Les éléments comme élément commun? Et la poésie, alors? Ici, elle est tout sauf hors-sol, même si elle se préoccupe d'arrachements de toutes sortes. Ici, elle va et vient dans le monde d'aujourd'hui en affrontant un paysage-panique. Ici, elle devient, comme dans le Xixi de Jou, un discret kung-fu permettant de survivre dans un présent où le ciel a des "accents de cannibale", le ciel qu'il faut à tout prix éviter de "perdre". La poésie non pas comme remède à l'industrie humaine, mais comme langue-passeport ouvrant d'autres possibles, la poésie comme un mouvement de tai-chi que l'ennemi n'a pas le temps de détecter.

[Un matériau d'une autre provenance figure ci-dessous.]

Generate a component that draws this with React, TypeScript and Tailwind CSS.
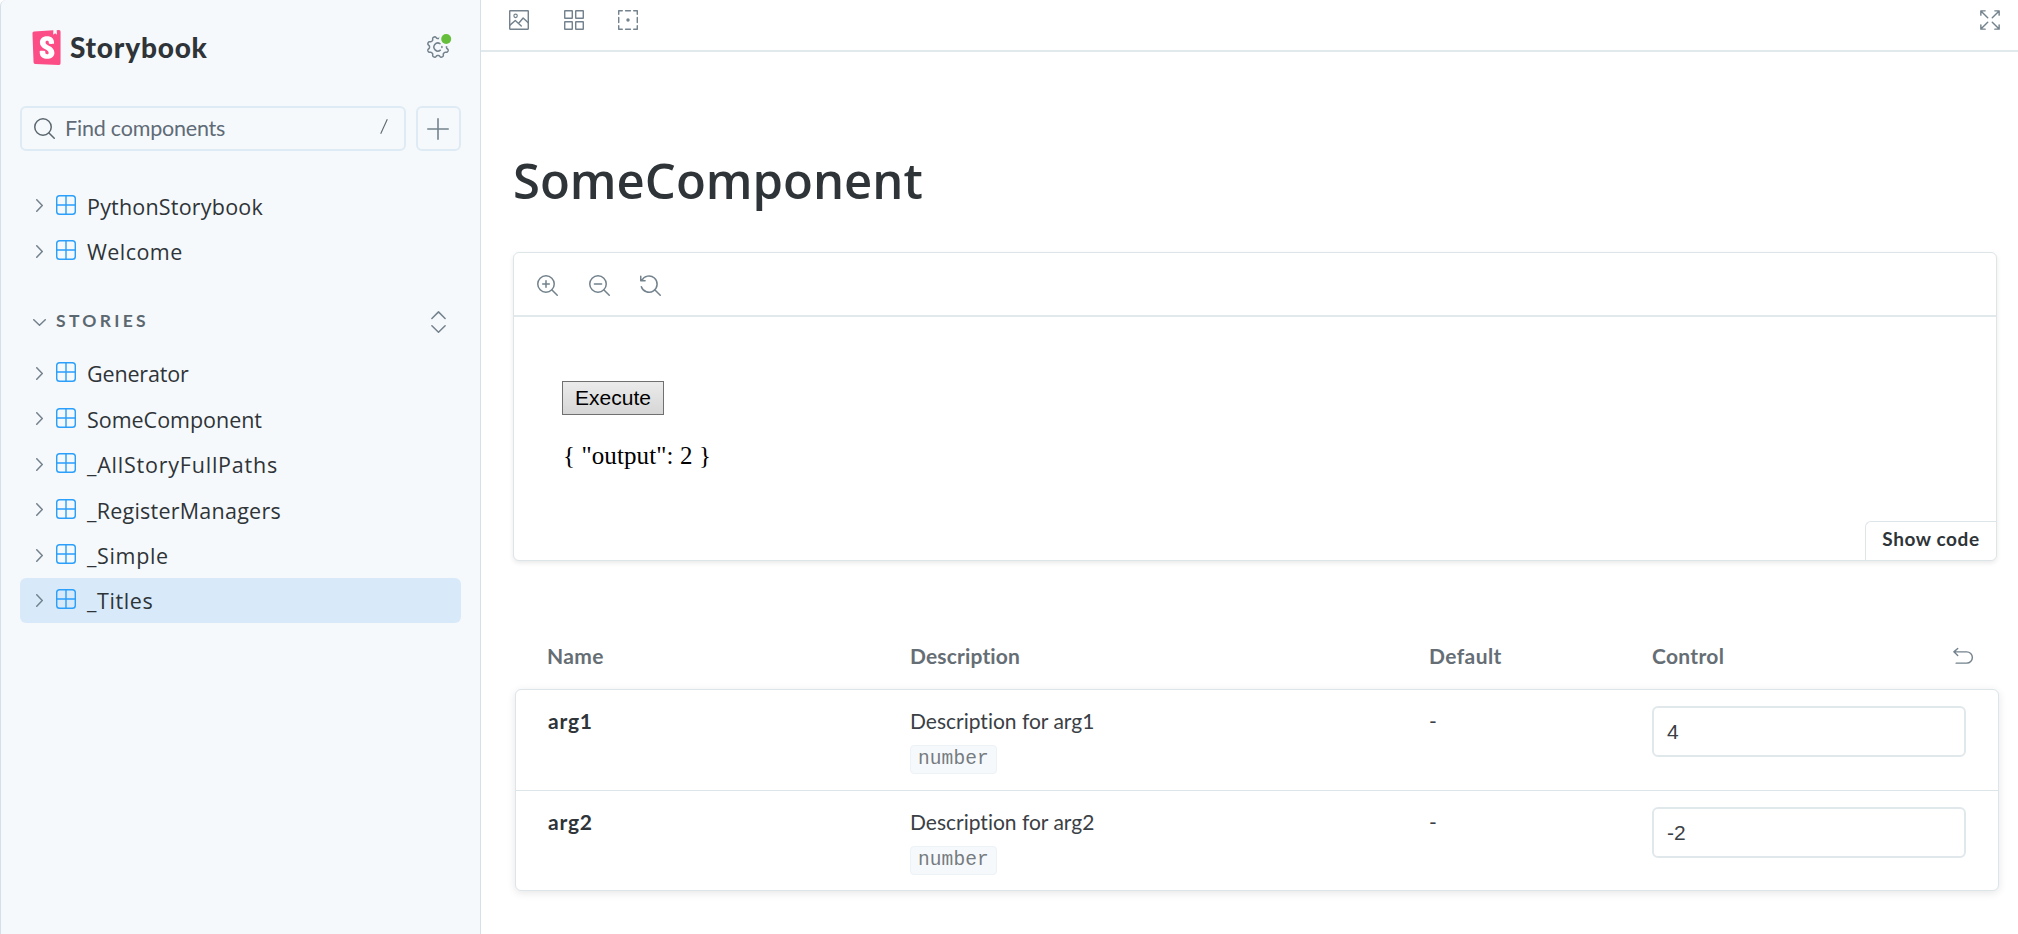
import type { ReactNode } from "react";
import { SiStorybook } from "react-icons/si";

type IconProps = { className?: string; children: ReactNode; sw?: number };

function Icon({ className = "size-5", children, sw = 1 }: IconProps) {
  return (
    <svg
      viewBox="0 0 14 14"
      fill="none"
      stroke="currentColor"
      strokeWidth={sw}
      strokeLinecap="round"
      strokeLinejoin="round"
      className={`shrink-0 overflow-visible ${className}`}
    >
      {children}
    </svg>
  );
}

const ChevronRight = () => (
  <svg viewBox="0 0 7 13" fill="none" stroke="#73828c" strokeWidth="1.5" strokeLinecap="round" strokeLinejoin="round" className="h-[13px] w-[7px] shrink-0">
    <path d="M.75 .75L6.25 6.5L.75 12.25" />
  </svg>
);

const ComponentIcon = () => (
  <Icon className="size-5 text-[#2a9ffb]">
    <rect x=".5" y=".5" width="13" height="13" rx="2" />
    <path d="M7 .5v13M.5 7h13" />
  </Icon>
);

// Eight-lobed outline of the settings cog, centred in a 24x24 box.
const cogPath =
  Array.from({ length: 160 }, (_, i) => {
    const a = (i / 160) * Math.PI * 2;
    const wave = Math.cos(8 * (a - Math.PI / 8));
    const r = 9.6 + 1.2 * Math.tanh(1.8 * wave);
    return `${i ? "L" : "M"}${(12 + r * Math.cos(a)).toFixed(2)} ${(12 + r * Math.sin(a)).toFixed(2)}`;
  }).join("") + "Z";

const CogIcon = () => (
  <svg viewBox="0 0 24 24" className="size-6 overflow-visible">
    <mask id="cog-cut">
      <rect x="-2" y="-2" width="28" height="28" fill="white" />
      <circle cx="20.2" cy="4" r="7.2" fill="black" />
    </mask>
    <g mask="url(#cog-cut)" stroke="#73828c" strokeWidth="1.5" fill="none" strokeLinecap="round">
      <path d={cogPath} />
    </g>
    <path d="M14 8.6A4 4 0 1 0 14.4 15.2M15.9 11.4V12.6" stroke="#73828c" strokeWidth="1.5" fill="none" strokeLinecap="round" />
    <circle cx="20.2" cy="4" r="5" fill="#66bf3c" />
  </svg>
);

function TreeItem({ label, spacing, active }: { label: string; spacing: string; active?: boolean }) {
  return (
    <div className={`flex h-[45.4px] items-center rounded-md pl-4 ${active ? "bg-[#d8eafa]" : ""}`}>
      <ChevronRight />
      <span className="ml-[13px] flex -translate-y-px">
        <ComponentIcon />
      </span>
      <span className={`mt-0.5 ml-[11px] font-['Open_Sans',sans-serif] text-[21.5px] leading-[30px] text-[#2e3438] ${spacing}`}>{label}</span>
    </div>
  );
}

function Sidebar() {
  return (
    <aside className="flex w-[481px] shrink-0 flex-col rounded-tl-md border-x border-[#d6e0ea] bg-[#f6f9fc] px-[19px]">
      <header className="flex h-[106px] items-start justify-between pt-[30px] pr-[11px] pl-[9px]">
        <div className="flex items-center">
          <span className="flex bg-[linear-gradient(white,white)] bg-[length:18px_26px] bg-center bg-no-repeat">
            <SiStorybook className="size-[35px] text-[#fd4d86]" />
          </span>
          <span className="ml-[6px] text-[28px] leading-[35px] font-black tracking-[0.8px] text-[#2e3438]">Storybook</span>
        </div>
        <div className="pt-[5px]">
          <CogIcon />
        </div>
      </header>

      <div className="flex gap-2.5">
        <div className="flex h-[45px] w-[386px] items-center rounded-md border-2 border-[#dfebf4] pr-4 pl-[12px]">
          <Icon className="size-[21px] text-[#5c6870]">
            <circle cx="6" cy="6" r="5.5" />
            <path d="M10 10l3.5 3.5" />
          </Icon>
          <span className="ml-2.5 flex-1 text-[21.5px] tracking-[-0.2px] text-[#5f6b77]">Find components</span>
          <svg viewBox="0 0 8 15" className="mb-1 h-[15px] w-2" fill="none" stroke="#5c6870" strokeWidth="1.1">
            <path d="M7.3 .3L.7 14.7" />
          </svg>
        </div>
        <div className="flex size-[45px] items-center justify-center rounded-md border-2 border-[#dfebf4] text-[#73828c]">
          <Icon className="size-[22px] -translate-x-px">
            <path d="M7 .5v13M.5 7h13" />
          </Icon>
        </div>
      </div>

      <nav className="mt-[32px] flex flex-col">
        <TreeItem label="PythonStorybook" spacing="tracking-[0.2px]" />
        <TreeItem label="Welcome" spacing="tracking-[0.45px]" />
      </nav>

      <div className="mt-[24px] flex h-[45px] items-center pr-[15px] pl-[13px] text-[#73828c]">
        <svg viewBox="0 0 13 7" fill="none" stroke="currentColor" strokeWidth="1.5" strokeLinecap="round" strokeLinejoin="round" className="mt-1 h-[7px] w-[13px]">
          <path d="M.75 .75L6.5 6.25L12.25 .75" />
        </svg>
        <span className="mt-0.5 ml-[10px] flex-1 text-[17.5px] font-bold tracking-[3.3px] text-[#5c6870]">STORIES</span>
        <svg viewBox="0 0 15 22" fill="none" stroke="currentColor" strokeWidth="1.5" strokeLinecap="round" strokeLinejoin="round" className="mt-[3px] h-[22px] w-[15px]">
          <path d="M.9 7.5L7.5 .9L14.1 7.5M.9 14.7L7.5 21.2L14.1 14.7" />
        </svg>
      </div>

      <nav className="mt-[8px] flex flex-col">
        <TreeItem label="Generator" spacing="tracking-[-0.15px]" />
        <TreeItem label="SomeComponent" spacing="tracking-[-0.02px]" />
        <TreeItem label="_AllStoryFullPaths" spacing="tracking-[0.78px]" />
        <TreeItem label="_RegisterManagers" spacing="tracking-[0.24px]" />
        <TreeItem label="_Simple" spacing="tracking-[0.65px]" />
        <TreeItem label="_Titles" spacing="tracking-[0.6px]" active />
      </nav>
    </aside>
  );
}

function Toolbar() {
  return (
    <div className="flex h-[52px] items-start border-b-2 border-[#e2e9ed] pt-2.5 pr-[18px] pl-7 text-[#73828c]">
      <Icon>
        <rect x=".5" y=".5" width="13" height="13" rx=".3" />
        <circle cx="4.6" cy="4.1" r="1.2" strokeWidth=".8" />
        <path d="M.7 10.6L4.4 7.4L8.6 11.2M6.8 9.3L9.9 5.6L13.3 8.8" />
      </Icon>
      <Icon className="ml-[35px] size-5">
        <rect x=".5" y=".5" width="5.3" height="5.3" rx=".2" />
        <rect x="8.2" y=".5" width="5.3" height="5.3" rx=".2" />
        <rect x=".5" y="8.2" width="5.3" height="5.3" rx=".2" />
        <rect x="8.2" y="8.2" width="5.3" height="5.3" rx=".2" />
      </Icon>
      <Icon className="ml-[34px] size-5">
        <path d="M.5 3V.5H3M11 .5h2.5V3M13.5 11v2.5H11M3 13.5H.5V11M5.3 .5h3.4M5.3 13.5h3.4M.5 5.3v3.4M13.5 5.3v3.4" />
        <circle cx="7" cy="7" r=".7" fill="currentColor" />
      </Icon>
      <Icon className="ml-auto size-5">
        <path d="M.6 3.6V.6h3M.8 .8L5.4 5.4M10.4 .6h3v3M13.2 .8L8.6 5.4M.6 10.4v3h3M.8 13.2L5.4 8.6M13.4 10.4v3h-3M13.2 13.2L8.6 8.6" />
      </Icon>
    </div>
  );
}

function Preview() {
  return (
    <section className="mt-[41px] ml-8 flex h-[309px] w-[1484px] flex-col rounded-md border border-[#dde5e9] bg-white shadow-[0_2px_5px_rgba(0,0,0,0.09)]">
      <div className="flex h-[64px] items-center gap-[31px] border-b-2 border-[#e2e9ed] pt-0.5 pl-[23px] text-[#73828c]">
        <Icon className="size-[21px]">
          <circle cx="6" cy="6" r="5.5" />
          <path d="M10 10l3.5 3.5M6 3.8v4.4M3.8 6h4.4" />
        </Icon>
        <Icon className="size-[21px]">
          <circle cx="6" cy="6" r="5.5" />
          <path d="M10 10l3.5 3.5M3.6 6h4.8" />
        </Icon>
        <Icon className="-ml-px size-[21px]">
          <path d="M1.2 3.6A5.4 5.4 0 1 1 .9 7.8M.5 .9V3.8H3.4M10 10l3.5 3.5" />
        </Icon>
      </div>
      <div className="flex-1 pt-[64px] pl-12">
        <button className="block h-[34px] w-[102px] border border-[#707070] bg-linear-to-b from-[#ebebeb] to-[#d6d6d6] font-['Liberation_Sans',sans-serif] text-[21px] leading-[30px] text-black">
          Execute
        </button>
        <p className="mt-[27px] pl-px font-['Liberation_Serif',serif] text-[25px] leading-[28px] tracking-[0.1px] text-black">{'{ "output": 2 }'}</p>
      </div>
      <button className="h-[39px] w-[131px] self-end rounded-tl-md rounded-br-md border-t border-l border-[#dde5e9] bg-white pb-1 text-[19px] font-bold tracking-[0.6px] text-[#2e3438]">
        Show code
      </button>
    </section>
  );
}

const columns = "grid grid-cols-[363px_519px_223px_1fr]";

function ArgRow({ name, description, value }: { name: string; description: string; value: string }) {
  return (
    <div className={`${columns} h-[101px] pt-[15px] pr-8 pl-[31px] text-[21px] leading-[32px] text-[#3a4045] last:h-[99px]`}>
      <span className="pl-px font-bold tracking-[0.8px] text-[#2e3438]">{name}</span>
      <div className="flex flex-col items-start">
        <span>{description}</span>
        <code className="mt-[8px] h-[29px] rounded border border-[#ecf2f6] bg-[#f6f9fc] px-[7px] font-['Liberation_Mono',monospace] text-[19.5px] leading-[27px] tracking-[0.1px] text-[#767c80]">
          number
        </code>
      </div>
      <span>-</span>
      <div className="mt-px flex h-[51px] w-[314px] items-center rounded-md border-2 border-[#e1e8ec] pl-[13px] font-['Liberation_Sans',sans-serif]">
        {value}
      </div>
    </div>
  );
}

function ArgsTable() {
  return (
    <section className="mt-[75px] ml-[34px] w-[1484px]">
      <div className={`${columns} h-[53px] pr-[26px] pl-8 text-[21px] leading-[40px] font-bold text-[#666e75]`}>
        <span className="tracking-[0.4px]">Name</span>
        <span className="tracking-[0.15px]">Description</span>
        <span className="tracking-[0.4px]">Default</span>
        <div className="flex justify-between">
          <span className="tracking-[0.3px]">Control</span>
          <Icon className="mt-[11px] size-5 text-[#73828c]">
            <path d="M3.3 1L.6 3.4L3.3 6M.8 3.4H9.6A3.9 3.9 0 0 1 9.6 11.3H2.2" />
          </Icon>
        </div>
      </div>
      <div className="divide-y divide-[#dde5e9] rounded-md border border-[#dde5e9] bg-white shadow-[0_2px_8px_rgba(0,0,0,0.10)]">
        <ArgRow name="arg1" description="Description for arg1" value="4" />
        <ArgRow name="arg2" description="Description for arg2" value="-2" />
      </div>
    </section>
  );
}

export default function App() {
  return (
    <div className="flex h-[934px] w-[2018px] overflow-hidden bg-white font-['Lato',sans-serif] [font-variant-ligatures:none]">
      <Sidebar />
      <main className="flex min-w-0 flex-1 flex-col">
        <Toolbar />
        <h1 className="mt-[98px] mb-px ml-8 h-[60px] font-['Open_Sans',sans-serif] text-[49px] leading-[60px] font-semibold text-[#2e3438]">
          SomeComponent
        </h1>
        <Preview />
        <ArgsTable />
      </main>
    </div>
  );
}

Dans un petit livre savamment accordéoné, offert pour l'achat de deux titres, des extraits et des textes commentant ces parutions étoffent la vision qu'on peut déjà se faire de cette excitante aventure éditoriale – d'autant plus que MF nous annonce pour l'an prochain la parution d'un nouveau livre d'Elke de Rijcke, Paradisiaca. Un Lac-Opéra, et nous en donne à lire un extrait (en attendant, je vous conseille vivement de lire l'anthologie de cette auteure, parue chez Lanskine sous le titre Et puis, soudain, il carillonne).

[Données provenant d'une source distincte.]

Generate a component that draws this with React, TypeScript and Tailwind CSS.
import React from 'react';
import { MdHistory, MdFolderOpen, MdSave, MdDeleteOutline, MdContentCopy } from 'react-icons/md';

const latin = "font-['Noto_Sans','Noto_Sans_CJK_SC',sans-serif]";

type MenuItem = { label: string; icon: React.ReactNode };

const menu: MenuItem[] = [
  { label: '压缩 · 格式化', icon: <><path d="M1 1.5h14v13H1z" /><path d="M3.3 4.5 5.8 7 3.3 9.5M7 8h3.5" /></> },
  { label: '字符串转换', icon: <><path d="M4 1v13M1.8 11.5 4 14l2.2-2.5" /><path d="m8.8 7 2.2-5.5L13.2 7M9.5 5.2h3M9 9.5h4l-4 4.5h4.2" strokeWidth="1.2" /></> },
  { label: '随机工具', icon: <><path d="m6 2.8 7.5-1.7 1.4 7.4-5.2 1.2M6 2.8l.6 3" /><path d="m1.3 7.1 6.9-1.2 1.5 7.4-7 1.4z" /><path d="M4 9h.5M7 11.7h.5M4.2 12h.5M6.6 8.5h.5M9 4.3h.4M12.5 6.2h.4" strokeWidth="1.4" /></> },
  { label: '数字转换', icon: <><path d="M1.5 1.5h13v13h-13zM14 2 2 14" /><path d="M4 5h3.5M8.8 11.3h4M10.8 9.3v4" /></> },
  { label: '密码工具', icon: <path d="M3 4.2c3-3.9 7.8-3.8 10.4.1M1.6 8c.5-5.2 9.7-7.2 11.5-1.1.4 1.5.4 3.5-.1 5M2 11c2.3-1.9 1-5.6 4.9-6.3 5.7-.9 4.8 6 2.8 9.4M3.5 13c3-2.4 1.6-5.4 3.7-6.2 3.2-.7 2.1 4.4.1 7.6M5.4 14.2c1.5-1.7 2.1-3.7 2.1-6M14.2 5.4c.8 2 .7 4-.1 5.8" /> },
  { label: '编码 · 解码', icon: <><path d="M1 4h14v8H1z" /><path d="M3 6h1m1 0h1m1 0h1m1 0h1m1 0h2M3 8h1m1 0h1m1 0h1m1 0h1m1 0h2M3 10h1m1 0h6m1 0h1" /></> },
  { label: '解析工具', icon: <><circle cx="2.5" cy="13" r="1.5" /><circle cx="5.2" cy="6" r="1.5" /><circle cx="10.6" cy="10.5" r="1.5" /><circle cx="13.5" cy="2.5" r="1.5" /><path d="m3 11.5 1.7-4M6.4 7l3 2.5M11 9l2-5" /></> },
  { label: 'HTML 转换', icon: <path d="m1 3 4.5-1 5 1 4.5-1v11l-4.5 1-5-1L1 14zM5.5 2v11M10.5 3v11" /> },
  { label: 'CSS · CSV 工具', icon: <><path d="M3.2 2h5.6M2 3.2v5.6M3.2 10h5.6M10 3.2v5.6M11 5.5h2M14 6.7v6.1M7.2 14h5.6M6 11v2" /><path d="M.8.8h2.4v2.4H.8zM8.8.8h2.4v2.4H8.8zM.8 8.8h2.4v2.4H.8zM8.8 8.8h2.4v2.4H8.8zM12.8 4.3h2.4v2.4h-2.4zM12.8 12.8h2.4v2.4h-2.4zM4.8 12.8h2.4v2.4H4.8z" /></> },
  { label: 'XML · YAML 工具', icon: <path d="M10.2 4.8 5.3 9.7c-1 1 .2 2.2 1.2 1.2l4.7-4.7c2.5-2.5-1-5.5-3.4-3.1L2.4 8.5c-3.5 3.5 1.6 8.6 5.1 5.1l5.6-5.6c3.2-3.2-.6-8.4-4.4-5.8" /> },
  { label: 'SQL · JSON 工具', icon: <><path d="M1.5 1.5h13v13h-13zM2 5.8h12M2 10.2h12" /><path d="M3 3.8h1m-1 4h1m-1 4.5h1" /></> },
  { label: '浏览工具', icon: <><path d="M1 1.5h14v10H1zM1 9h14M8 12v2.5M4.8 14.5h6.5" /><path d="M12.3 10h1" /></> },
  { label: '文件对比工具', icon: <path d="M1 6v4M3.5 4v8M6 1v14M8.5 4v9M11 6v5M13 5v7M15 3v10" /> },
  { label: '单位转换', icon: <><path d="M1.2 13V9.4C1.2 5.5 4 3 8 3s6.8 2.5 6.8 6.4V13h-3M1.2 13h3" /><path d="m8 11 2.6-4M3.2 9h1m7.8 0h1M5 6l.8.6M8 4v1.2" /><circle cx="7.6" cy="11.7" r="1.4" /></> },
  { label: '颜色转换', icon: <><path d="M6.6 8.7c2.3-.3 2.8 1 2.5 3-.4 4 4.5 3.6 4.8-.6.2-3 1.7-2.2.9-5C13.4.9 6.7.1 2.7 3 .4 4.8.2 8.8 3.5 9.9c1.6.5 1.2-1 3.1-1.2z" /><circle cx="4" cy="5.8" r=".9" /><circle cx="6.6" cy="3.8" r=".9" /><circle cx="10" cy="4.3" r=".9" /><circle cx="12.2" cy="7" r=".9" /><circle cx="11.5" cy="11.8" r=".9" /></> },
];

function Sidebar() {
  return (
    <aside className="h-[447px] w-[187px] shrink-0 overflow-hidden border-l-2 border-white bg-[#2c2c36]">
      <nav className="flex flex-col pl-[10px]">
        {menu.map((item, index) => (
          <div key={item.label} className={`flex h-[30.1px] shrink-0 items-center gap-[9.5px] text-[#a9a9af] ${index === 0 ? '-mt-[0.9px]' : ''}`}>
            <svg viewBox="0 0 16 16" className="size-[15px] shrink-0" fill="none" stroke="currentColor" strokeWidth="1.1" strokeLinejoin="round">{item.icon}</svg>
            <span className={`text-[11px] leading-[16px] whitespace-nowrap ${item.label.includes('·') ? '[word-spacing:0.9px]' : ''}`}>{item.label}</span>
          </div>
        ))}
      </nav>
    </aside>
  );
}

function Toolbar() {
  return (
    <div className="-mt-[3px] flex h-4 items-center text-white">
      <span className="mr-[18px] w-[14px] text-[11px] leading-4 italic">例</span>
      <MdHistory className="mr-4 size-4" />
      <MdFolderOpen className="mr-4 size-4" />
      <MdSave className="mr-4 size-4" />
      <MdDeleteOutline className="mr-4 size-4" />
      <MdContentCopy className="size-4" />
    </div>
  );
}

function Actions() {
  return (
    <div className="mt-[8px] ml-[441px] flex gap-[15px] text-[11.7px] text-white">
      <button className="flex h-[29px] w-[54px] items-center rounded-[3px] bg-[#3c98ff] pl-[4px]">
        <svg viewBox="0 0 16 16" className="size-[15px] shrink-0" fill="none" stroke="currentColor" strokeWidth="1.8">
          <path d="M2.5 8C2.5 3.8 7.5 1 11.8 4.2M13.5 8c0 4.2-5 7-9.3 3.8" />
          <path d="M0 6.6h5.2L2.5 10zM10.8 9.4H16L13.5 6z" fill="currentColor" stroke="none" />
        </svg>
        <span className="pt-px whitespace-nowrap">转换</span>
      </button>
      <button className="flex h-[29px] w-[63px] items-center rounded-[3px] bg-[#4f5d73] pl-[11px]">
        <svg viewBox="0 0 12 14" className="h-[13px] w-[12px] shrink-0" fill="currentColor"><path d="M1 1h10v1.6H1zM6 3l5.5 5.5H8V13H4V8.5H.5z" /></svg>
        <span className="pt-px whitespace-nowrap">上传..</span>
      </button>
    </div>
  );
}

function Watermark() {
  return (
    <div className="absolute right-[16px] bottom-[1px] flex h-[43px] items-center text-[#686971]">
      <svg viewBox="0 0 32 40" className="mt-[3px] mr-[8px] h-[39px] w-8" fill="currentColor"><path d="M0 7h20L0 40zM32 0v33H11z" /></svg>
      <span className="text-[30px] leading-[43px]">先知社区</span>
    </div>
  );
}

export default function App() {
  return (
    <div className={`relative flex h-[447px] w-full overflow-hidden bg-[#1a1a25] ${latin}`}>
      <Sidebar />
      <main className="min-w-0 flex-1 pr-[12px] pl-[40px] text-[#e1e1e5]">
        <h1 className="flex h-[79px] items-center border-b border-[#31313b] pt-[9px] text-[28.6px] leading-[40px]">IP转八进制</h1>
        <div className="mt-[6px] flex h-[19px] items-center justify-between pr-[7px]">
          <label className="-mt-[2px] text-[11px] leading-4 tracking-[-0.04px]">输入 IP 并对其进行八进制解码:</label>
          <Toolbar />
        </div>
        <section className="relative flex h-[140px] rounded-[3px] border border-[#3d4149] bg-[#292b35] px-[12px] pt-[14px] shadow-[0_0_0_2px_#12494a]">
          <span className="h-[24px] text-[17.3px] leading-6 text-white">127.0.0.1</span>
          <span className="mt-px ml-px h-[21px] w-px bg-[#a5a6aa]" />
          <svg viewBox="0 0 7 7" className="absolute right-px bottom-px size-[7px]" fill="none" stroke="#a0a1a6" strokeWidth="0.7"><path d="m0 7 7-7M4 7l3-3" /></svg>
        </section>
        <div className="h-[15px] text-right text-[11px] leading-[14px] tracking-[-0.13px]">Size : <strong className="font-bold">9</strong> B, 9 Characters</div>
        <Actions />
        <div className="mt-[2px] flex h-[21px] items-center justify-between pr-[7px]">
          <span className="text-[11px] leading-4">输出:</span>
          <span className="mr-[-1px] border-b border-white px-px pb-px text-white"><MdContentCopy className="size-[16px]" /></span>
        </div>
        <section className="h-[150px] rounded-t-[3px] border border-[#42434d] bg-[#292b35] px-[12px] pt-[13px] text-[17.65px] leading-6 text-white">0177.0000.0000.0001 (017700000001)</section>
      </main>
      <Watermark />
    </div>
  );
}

Mais écoutons pour lors la voix de Florence Jou, qui devrait vous donner envie de faire poésie commune avec ces livres:


mon réveil est vent féroce / une tasse de thé vide au pied de mon lit / je me décolle de ma carcasse aux lèvres gelées / pour prendre le rasoir de mon père / tailler dans ma masse brune touffue / trancher comme des lambeaux de viande / devenir combattante de la vraie ombre / ninja des rivières célestes 

Combattant de la vraie ombre: ce pourrait être une possible définition de la poésie, aussi commune que diffractée, à l'œuvre dans ces quatre ardents missels.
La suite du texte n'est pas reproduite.